= RECORDS FOR PROCESSING =
________________________________________

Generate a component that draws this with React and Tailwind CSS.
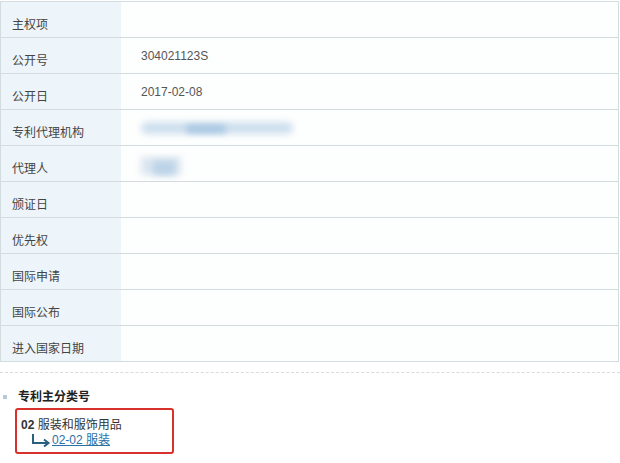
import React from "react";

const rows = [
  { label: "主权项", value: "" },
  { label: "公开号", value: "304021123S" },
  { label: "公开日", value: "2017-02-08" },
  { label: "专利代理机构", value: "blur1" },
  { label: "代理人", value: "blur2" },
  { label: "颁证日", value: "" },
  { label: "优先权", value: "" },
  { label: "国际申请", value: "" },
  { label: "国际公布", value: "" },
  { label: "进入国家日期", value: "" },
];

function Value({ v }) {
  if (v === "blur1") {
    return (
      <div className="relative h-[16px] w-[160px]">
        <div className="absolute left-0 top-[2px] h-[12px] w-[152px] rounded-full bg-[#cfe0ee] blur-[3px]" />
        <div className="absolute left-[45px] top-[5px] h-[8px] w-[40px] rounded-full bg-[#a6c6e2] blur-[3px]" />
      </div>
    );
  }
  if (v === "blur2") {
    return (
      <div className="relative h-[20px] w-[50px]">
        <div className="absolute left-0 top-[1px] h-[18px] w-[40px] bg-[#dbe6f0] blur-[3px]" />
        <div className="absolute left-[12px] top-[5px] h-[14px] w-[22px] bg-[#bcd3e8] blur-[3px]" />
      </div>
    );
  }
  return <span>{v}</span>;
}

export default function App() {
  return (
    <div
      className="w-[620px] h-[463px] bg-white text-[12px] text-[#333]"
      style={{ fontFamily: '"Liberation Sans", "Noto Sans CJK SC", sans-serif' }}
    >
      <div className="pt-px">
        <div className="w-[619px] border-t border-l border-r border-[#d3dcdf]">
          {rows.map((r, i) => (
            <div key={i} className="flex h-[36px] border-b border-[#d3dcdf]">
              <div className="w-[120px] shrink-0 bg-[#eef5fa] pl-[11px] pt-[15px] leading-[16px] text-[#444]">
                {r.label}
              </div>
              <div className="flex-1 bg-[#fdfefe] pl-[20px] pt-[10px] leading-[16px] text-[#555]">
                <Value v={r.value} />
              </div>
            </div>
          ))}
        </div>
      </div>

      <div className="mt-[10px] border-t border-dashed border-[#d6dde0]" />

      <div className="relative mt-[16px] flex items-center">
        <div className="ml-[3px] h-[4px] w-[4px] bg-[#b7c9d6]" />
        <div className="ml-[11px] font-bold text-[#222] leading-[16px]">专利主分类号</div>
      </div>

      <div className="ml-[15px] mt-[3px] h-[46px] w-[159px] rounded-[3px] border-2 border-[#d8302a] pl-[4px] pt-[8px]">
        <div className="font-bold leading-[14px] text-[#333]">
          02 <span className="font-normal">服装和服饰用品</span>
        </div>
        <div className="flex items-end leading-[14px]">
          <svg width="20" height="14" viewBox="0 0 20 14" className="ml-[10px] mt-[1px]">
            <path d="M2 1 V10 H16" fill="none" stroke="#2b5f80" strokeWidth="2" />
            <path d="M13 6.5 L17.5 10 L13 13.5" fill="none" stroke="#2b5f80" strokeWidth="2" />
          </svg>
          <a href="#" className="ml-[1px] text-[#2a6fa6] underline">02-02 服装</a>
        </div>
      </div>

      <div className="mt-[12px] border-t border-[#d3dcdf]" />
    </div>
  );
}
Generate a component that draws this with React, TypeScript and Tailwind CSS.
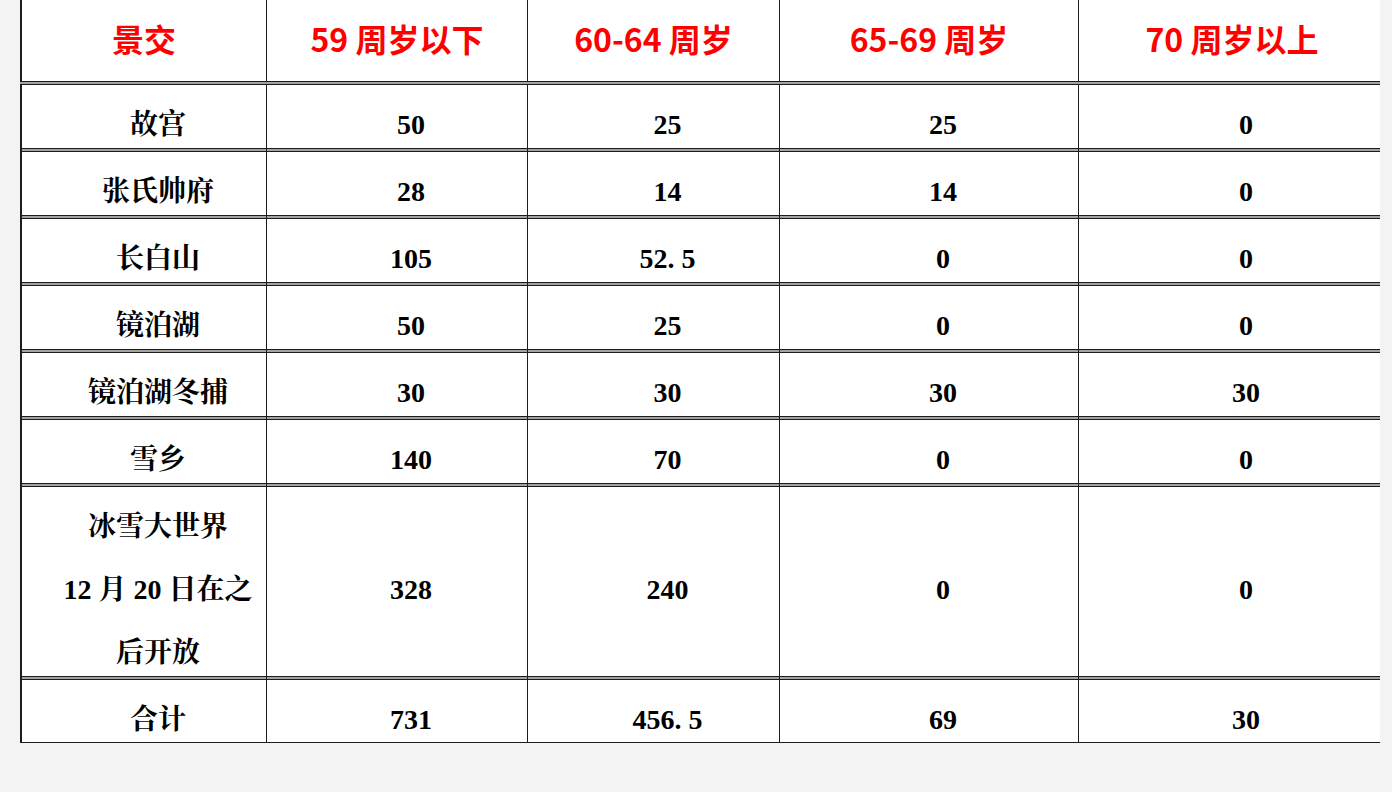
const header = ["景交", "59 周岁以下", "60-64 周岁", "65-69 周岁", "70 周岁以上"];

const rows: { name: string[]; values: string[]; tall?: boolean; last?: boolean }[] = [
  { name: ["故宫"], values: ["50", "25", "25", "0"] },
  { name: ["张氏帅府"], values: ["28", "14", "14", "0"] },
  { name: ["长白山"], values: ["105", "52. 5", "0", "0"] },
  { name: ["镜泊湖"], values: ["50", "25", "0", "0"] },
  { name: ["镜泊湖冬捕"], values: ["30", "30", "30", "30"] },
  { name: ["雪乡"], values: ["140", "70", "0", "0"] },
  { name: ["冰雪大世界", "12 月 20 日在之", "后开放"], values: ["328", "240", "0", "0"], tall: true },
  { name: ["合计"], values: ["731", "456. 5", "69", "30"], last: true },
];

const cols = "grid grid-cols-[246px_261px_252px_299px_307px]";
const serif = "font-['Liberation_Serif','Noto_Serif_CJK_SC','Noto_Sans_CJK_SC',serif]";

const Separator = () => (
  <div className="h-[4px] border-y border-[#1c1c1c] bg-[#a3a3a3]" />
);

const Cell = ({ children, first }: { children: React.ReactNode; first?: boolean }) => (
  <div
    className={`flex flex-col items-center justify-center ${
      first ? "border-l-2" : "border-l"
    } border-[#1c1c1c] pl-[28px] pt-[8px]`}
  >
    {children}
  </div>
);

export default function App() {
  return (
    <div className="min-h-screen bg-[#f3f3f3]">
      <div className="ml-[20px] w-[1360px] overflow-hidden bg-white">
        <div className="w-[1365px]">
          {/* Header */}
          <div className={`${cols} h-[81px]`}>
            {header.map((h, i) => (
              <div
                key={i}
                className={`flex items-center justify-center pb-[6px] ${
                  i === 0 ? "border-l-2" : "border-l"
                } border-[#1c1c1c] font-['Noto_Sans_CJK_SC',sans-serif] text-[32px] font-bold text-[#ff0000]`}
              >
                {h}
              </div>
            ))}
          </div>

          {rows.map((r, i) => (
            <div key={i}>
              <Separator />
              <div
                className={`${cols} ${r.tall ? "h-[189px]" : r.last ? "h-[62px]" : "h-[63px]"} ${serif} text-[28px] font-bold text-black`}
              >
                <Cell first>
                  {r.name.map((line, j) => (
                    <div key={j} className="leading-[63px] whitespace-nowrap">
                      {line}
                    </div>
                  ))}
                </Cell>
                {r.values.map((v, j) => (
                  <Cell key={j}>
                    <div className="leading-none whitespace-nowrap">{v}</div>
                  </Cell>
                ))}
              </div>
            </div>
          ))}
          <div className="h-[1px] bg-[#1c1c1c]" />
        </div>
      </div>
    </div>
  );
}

________________________________________

= TO DO =
In your copy of the records, include no pictures; repeat everything else exactly.

= OUTPUT FOR THIS TASK =
Generate a component that draws this with React and Tailwind CSS.
import React from "react";

const rows = [
  { label: "主权项", value: "" },
  { label: "公开号", value: "304021123S" },
  { label: "公开日", value: "2017-02-08" },
  { label: "专利代理机构", value: "blur1" },
  { label: "代理人", value: "blur2" },
  { label: "颁证日", value: "" },
  { label: "优先权", value: "" },
  { label: "国际申请", value: "" },
  { label: "国际公布", value: "" },
  { label: "进入国家日期", value: "" },
];

function Value({ v }) {
  if (v === "blur1") {
    return (
      <div className="relative h-[16px] w-[160px]">
        <div className="absolute left-0 top-[2px] h-[12px] w-[152px] rounded-full bg-[#cfe0ee] blur-[3px]" />
        <div className="absolute left-[45px] top-[5px] h-[8px] w-[40px] rounded-full bg-[#a6c6e2] blur-[3px]" />
      </div>
    );
  }
  if (v === "blur2") {
    return (
      <div className="relative h-[20px] w-[50px]">
        <div className="absolute left-0 top-[1px] h-[18px] w-[40px] bg-[#dbe6f0] blur-[3px]" />
        <div className="absolute left-[12px] top-[5px] h-[14px] w-[22px] bg-[#bcd3e8] blur-[3px]" />
      </div>
    );
  }
  return <span>{v}</span>;
}

export default function App() {
  return (
    <div
      className="w-[620px] h-[463px] bg-white text-[12px] text-[#333]"
      style={{ fontFamily: '"Liberation Sans", "Noto Sans CJK SC", sans-serif' }}
    >
      <div className="pt-px">
        <div className="w-[619px] border-t border-l border-r border-[#d3dcdf]">
          {rows.map((r, i) => (
            <div key={i} className="flex h-[36px] border-b border-[#d3dcdf]">
              <div className="w-[120px] shrink-0 bg-[#eef5fa] pl-[11px] pt-[15px] leading-[16px] text-[#444]">
                {r.label}
              </div>
              <div className="flex-1 bg-[#fdfefe] pl-[20px] pt-[10px] leading-[16px] text-[#555]">
                <Value v={r.value} />
              </div>
            </div>
          ))}
        </div>
      </div>

      <div className="mt-[10px] border-t border-dashed border-[#d6dde0]" />

      <div className="relative mt-[16px] flex items-center">
        <div className="ml-[3px] h-[4px] w-[4px] bg-[#b7c9d6]" />
        <div className="ml-[11px] font-bold text-[#222] leading-[16px]">专利主分类号</div>
      </div>

      <div className="ml-[15px] mt-[3px] h-[46px] w-[159px] rounded-[3px] border-2 border-[#d8302a] pl-[4px] pt-[8px]">
        <div className="font-bold leading-[14px] text-[#333]">
          02 <span className="font-normal">服装和服饰用品</span>
        </div>
        <div className="flex items-end leading-[14px]">
          <svg width="20" height="14" viewBox="0 0 20 14" className="ml-[10px] mt-[1px]">
            <path d="M2 1 V10 H16" fill="none" stroke="#2b5f80" strokeWidth="2" />
            <path d="M13 6.5 L17.5 10 L13 13.5" fill="none" stroke="#2b5f80" strokeWidth="2" />
          </svg>
          <a href="#" className="ml-[1px] text-[#2a6fa6] underline">02-02 服装</a>
        </div>
      </div>

      <div className="mt-[12px] border-t border-[#d3dcdf]" />
    </div>
  );
}
Generate a component that draws this with React, TypeScript and Tailwind CSS.
const header = ["景交", "59 周岁以下", "60-64 周岁", "65-69 周岁", "70 周岁以上"];

const rows: { name: string[]; values: string[]; tall?: boolean; last?: boolean }[] = [
  { name: ["故宫"], values: ["50", "25", "25", "0"] },
  { name: ["张氏帅府"], values: ["28", "14", "14", "0"] },
  { name: ["长白山"], values: ["105", "52. 5", "0", "0"] },
  { name: ["镜泊湖"], values: ["50", "25", "0", "0"] },
  { name: ["镜泊湖冬捕"], values: ["30", "30", "30", "30"] },
  { name: ["雪乡"], values: ["140", "70", "0", "0"] },
  { name: ["冰雪大世界", "12 月 20 日在之", "后开放"], values: ["328", "240", "0", "0"], tall: true },
  { name: ["合计"], values: ["731", "456. 5", "69", "30"], last: true },
];

const cols = "grid grid-cols-[246px_261px_252px_299px_307px]";
const serif = "font-['Liberation_Serif','Noto_Serif_CJK_SC','Noto_Sans_CJK_SC',serif]";

const Separator = () => (
  <div className="h-[4px] border-y border-[#1c1c1c] bg-[#a3a3a3]" />
);

const Cell = ({ children, first }: { children: React.ReactNode; first?: boolean }) => (
  <div
    className={`flex flex-col items-center justify-center ${
      first ? "border-l-2" : "border-l"
    } border-[#1c1c1c] pl-[28px] pt-[8px]`}
  >
    {children}
  </div>
);

export default function App() {
  return (
    <div className="min-h-screen bg-[#f3f3f3]">
      <div className="ml-[20px] w-[1360px] overflow-hidden bg-white">
        <div className="w-[1365px]">
          {/* Header */}
          <div className={`${cols} h-[81px]`}>
            {header.map((h, i) => (
              <div
                key={i}
                className={`flex items-center justify-center pb-[6px] ${
                  i === 0 ? "border-l-2" : "border-l"
                } border-[#1c1c1c] font-['Noto_Sans_CJK_SC',sans-serif] text-[32px] font-bold text-[#ff0000]`}
              >
                {h}
              </div>
            ))}
          </div>

          {rows.map((r, i) => (
            <div key={i}>
              <Separator />
              <div
                className={`${cols} ${r.tall ? "h-[189px]" : r.last ? "h-[62px]" : "h-[63px]"} ${serif} text-[28px] font-bold text-black`}
              >
                <Cell first>
                  {r.name.map((line, j) => (
                    <div key={j} className="leading-[63px] whitespace-nowrap">
                      {line}
                    </div>
                  ))}
                </Cell>
                {r.values.map((v, j) => (
                  <Cell key={j}>
                    <div className="leading-none whitespace-nowrap">{v}</div>
                  </Cell>
                ))}
              </div>
            </div>
          ))}
          <div className="h-[1px] bg-[#1c1c1c]" />
        </div>
      </div>
    </div>
  );
}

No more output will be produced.